I forget exactly what I said. I started by telling her what a fantastic actress I thought she was -- which was true. The girl was good. And then it just went all downhill from there. I reminisced over this po-mo project we worked on out first day in class together. That devolved into some completely inane speech about how magic squirrels had brought us together and how that meant that the universe wanted us to be together and how perfect we were for each other blah blah blah drunky gush love blubber squirrely yak-yak.
At some point we left the bar. I was still gushing aplenty as we passed through Union SquarePark. Ah yes, Union Square Park. That was the place. It was perfect. Trees. Garbage. Magic squirrels.
I dropped down to one knee and proposed to her.
Technically she never said "no". I don't think she said yes, either. But I know she didn't say no.

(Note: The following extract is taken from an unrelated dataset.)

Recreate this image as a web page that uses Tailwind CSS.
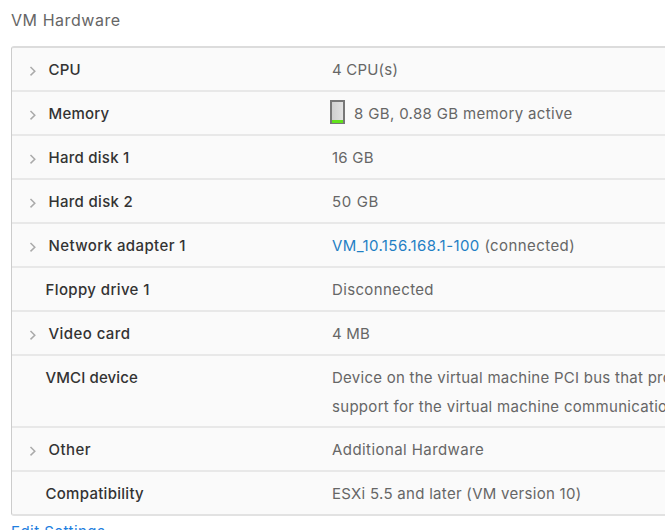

Somehow I got up off the ground. That dropping to one knee bit did it for me. I was gone. Done. Stick a fork in me. Amanda lived just across the street, so I figured I could stay with it long enough to walk her across the street to her place and then take a cab home.
I don't exactly remember going home. What I do remember is this:
I remember being in a dimly lit (candlelight?) living room/ bedroom. I remember seeing the shadowed silhouette of a woman undressing. I remember uttering the words "Nice Breasts. I have to go."
I woke up the following afternoon safe and sound in my own bed. How and when I got there remains a mystery to this day.